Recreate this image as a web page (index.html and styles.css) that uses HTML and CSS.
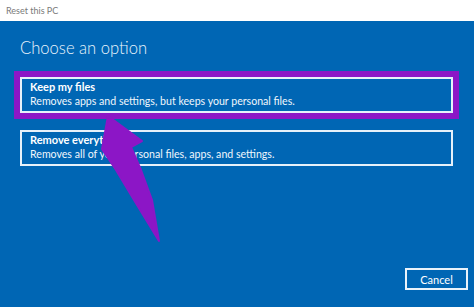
FILE: index.html
```html
<!DOCTYPE html>
<html>
<head>
<meta charset="utf-8">
<link rel="stylesheet" href="styles.css">
</head>
<body>
<div class="window">
  <div class="titlebar">Reset this PC</div>
  <div class="panel">
    <h1 class="heading">Choose an option</h1>
    <div class="options">
      <div class="option highlighted">
        <div class="opt-title">Keep my files</div>
        <div class="opt-desc">Removes apps and settings, but keeps your personal files.</div>
      </div>
      <div class="option">
        <div class="opt-title">Remove everything</div>
        <div class="opt-desc">Removes all of your personal files, apps, and settings.</div>
      </div>
    </div>
    <div class="footer">
      <button class="cancel">Cancel</button>
    </div>
  </div>
  <svg class="arrow" width="474" height="307" viewBox="0 0 474 307">
    <path d="M108 116 L142 141 L131 147 L141 170 L152 200 L159 241 L134 200 L116 170 L102 149 Z" fill="#8c16c6" stroke="#8c16c6" stroke-width="2" stroke-linejoin="round"/>
  </svg>
</div>
</body>
</html>
```
FILE: styles.css
```css
html, body {
  margin: 0;
  padding: 0;
}
body {
  width: 474px;
  height: 307px;
  overflow: hidden;
  font-family: Lato, "Open Sans", sans-serif;
}
.window {
  position: relative;
  width: 474px;
  height: 307px;
  display: flex;
  flex-direction: column;
}
.titlebar {
  height: 21px;
  background: #ffffff;
  color: #7a7a7a;
  font-size: 9px;
  line-height: 22px;
  padding-left: 6px;
  box-sizing: border-box;
}
.panel {
  flex: 1;
  background: #0066b4;
  display: flex;
  flex-direction: column;
  padding: 0 6px 17px 20px;
}
.heading {
  margin: 17px 0 0 0;
  font-weight: 300;
  font-size: 16.6px;
  line-height: 20px;
  color: #eaf4fc;
}
.options {
  margin-top: 19px;
  margin-right: 15px;
  display: flex;
  flex-direction: column;
  gap: 17px;
}
.option {
  border: 2px solid #e6f1fa;
  height: 36px;
  box-sizing: border-box;
  padding: 1px 8px 0 8px;
  color: #ffffff;
}
.option.highlighted {
  box-shadow: 0 0 0 6px #8c16c6;
}
.opt-title {
  font-weight: 700;
  font-size: 11px;
  line-height: 14px;
}
.opt-desc {
  font-size: 10.6px;
  line-height: 15px;
  color: #f0f6fc;
}
.footer {
  margin-top: auto;
  display: flex;
  justify-content: flex-end;
}
.cancel {
  width: 63px;
  height: 22px;
  background: transparent;
  border: 2px solid #eaf3fb;
  color: #ffffff;
  font-family: Lato, "Open Sans", sans-serif;
  font-size: 11px;
  padding: 0;
}
.arrow {
  position: absolute;
  left: 0;
  top: 0;
  pointer-events: none;
}
```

= = =

__REQUIREMENT__: Every line of text is to be repeated exactly; pictures are left out.

__RESPONSE__:
Recreate this image as a web page (index.html and styles.css) that uses HTML and CSS.
FILE: index.html
```html
<!DOCTYPE html>
<html>
<head>
<meta charset="utf-8">
<link rel="stylesheet" href="styles.css">
</head>
<body>
<div class="window">
  <div class="titlebar">Reset this PC</div>
  <div class="panel">
    <h1 class="heading">Choose an option</h1>
    <div class="options">
      <div class="option highlighted">
        <div class="opt-title">Keep my files</div>
        <div class="opt-desc">Removes apps and settings, but keeps your personal files.</div>
      </div>
      <div class="option">
        <div class="opt-title">Remove everything</div>
        <div class="opt-desc">Removes all of your personal files, apps, and settings.</div>
      </div>
    </div>
    <div class="footer">
      <button class="cancel">Cancel</button>
    </div>
  </div>
  <svg class="arrow" width="474" height="307" viewBox="0 0 474 307">
    <path d="M108 116 L142 141 L131 147 L141 170 L152 200 L159 241 L134 200 L116 170 L102 149 Z" fill="#8c16c6" stroke="#8c16c6" stroke-width="2" stroke-linejoin="round"/>
  </svg>
</div>
</body>
</html>
```
FILE: styles.css
```css
html, body {
  margin: 0;
  padding: 0;
}
body {
  width: 474px;
  height: 307px;
  overflow: hidden;
  font-family: Lato, "Open Sans", sans-serif;
}
.window {
  position: relative;
  width: 474px;
  height: 307px;
  display: flex;
  flex-direction: column;
}
.titlebar {
  height: 21px;
  background: #ffffff;
  color: #7a7a7a;
  font-size: 9px;
  line-height: 22px;
  padding-left: 6px;
  box-sizing: border-box;
}
.panel {
  flex: 1;
  background: #0066b4;
  display: flex;
  flex-direction: column;
  padding: 0 6px 17px 20px;
}
.heading {
  margin: 17px 0 0 0;
  font-weight: 300;
  font-size: 16.6px;
  line-height: 20px;
  color: #eaf4fc;
}
.options {
  margin-top: 19px;
  margin-right: 15px;
  display: flex;
  flex-direction: column;
  gap: 17px;
}
.option {
  border: 2px solid #e6f1fa;
  height: 36px;
  box-sizing: border-box;
  padding: 1px 8px 0 8px;
  color: #ffffff;
}
.option.highlighted {
  box-shadow: 0 0 0 6px #8c16c6;
}
.opt-title {
  font-weight: 700;
  font-size: 11px;
  line-height: 14px;
}
.opt-desc {
  font-size: 10.6px;
  line-height: 15px;
  color: #f0f6fc;
}
.footer {
  margin-top: auto;
  display: flex;
  justify-content: flex-end;
}
.cancel {
  width: 63px;
  height: 22px;
  background: transparent;
  border: 2px solid #eaf3fb;
  color: #ffffff;
  font-family: Lato, "Open Sans", sans-serif;
  font-size: 11px;
  padding: 0;
}
.arrow {
  position: absolute;
  left: 0;
  top: 0;
  pointer-events: none;
}
```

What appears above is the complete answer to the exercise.